Vorsprung 1 is the first level of a two-year course for pupils preparing for the foundation tier of the revised GCSE syllabuses in German.

With its practical, user-friendly format, modular assessment, advice on examination preparation and vocational framework, this course amply fulfils a need for suitable materials to motivate the less able within the context of a new examination.

Given the image of German as a relatively “difficult” language, it is the declared intention of Vorsprung to focus only on the language required to achieve a Grade C at GCSE, to concentrate on listening and speaking, and to pare grammar down to a small core of terminology-free essentials.

The approach is minimalist, needs-based and highly pragmatic. The premium is on maximum practice of a clearly-defined, limited set of language patterns. Thus pupils will be given objectives (Lernziele) at the beginning of each unit (for example, to say what you do at weekends, to say what you did last weekend), which will be supported with photographs, drawings, taped dialogues, and practised in pairs, groups or individually. Important expressions (Die wichtigen Ausdruecke) are highlighted in boxes, and at the end of each unit, in a word-list (Die Wortliste) are translated into English, providing a mini phrase-book of the essential language needed to fulfil each objective.

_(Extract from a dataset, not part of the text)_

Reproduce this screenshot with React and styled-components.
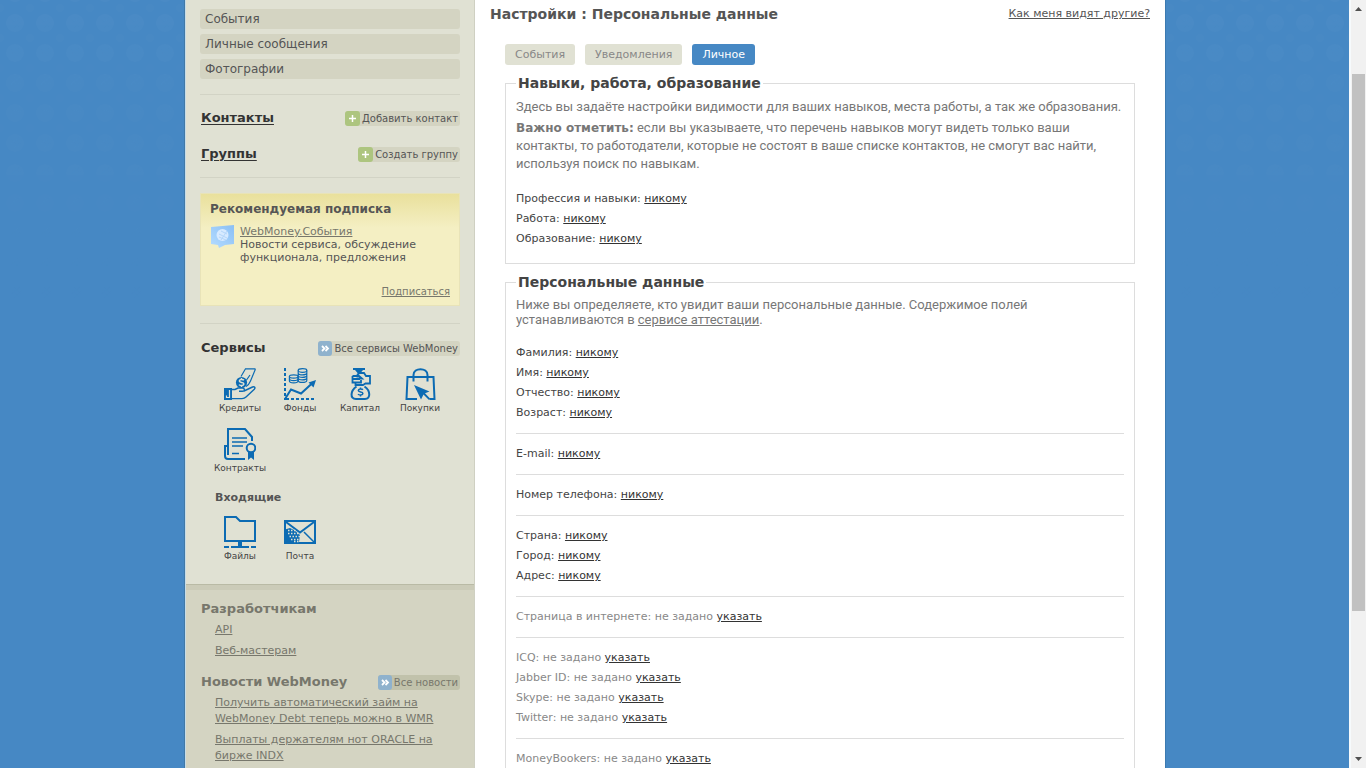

The individual components of the course are attractively presented and complement each other well. The Student’s Book (Schuelerbuch) is a colourful and varied combination of authentic pictorial and textual material that is uncluttered and carefully and supportively structured. The Workbook (Arbeitsbuch), in black and white, provides vital additional practice activities, but more significantly contains valuable advice on using dictionaries, giving presentations, revising for module tests and exam technique.

Teachers are provided with well-produced, clear cassettes (eerily free of background noise), a Resources and Assessment Pack (complete with end-of-module tests and certificates, photocopiable worksheets and overhead transparency masters), and a Teacher’s Resource Book that represents a blend of the pedagogical and the pragmatic. For here are not only ideas for teaching, use of the target language, differentiation and other cultural “live” issues, but also a teacher’s manual for surviving an OFSTED inspection. This is a book written with accountability and league tables in mind, as well as the vocational interests of the less-motivated 14 to 16-year-old.

While there can be no avoiding topics such as train travel and the post office, so it seems, the inclusion of telephone skills and job interviews does much to raise the content to a more welcome level of sophistication. With its no nonsense approach, its clear sense of audience and ease of use, this is a course that will cater well for a significant new generation of learners of German.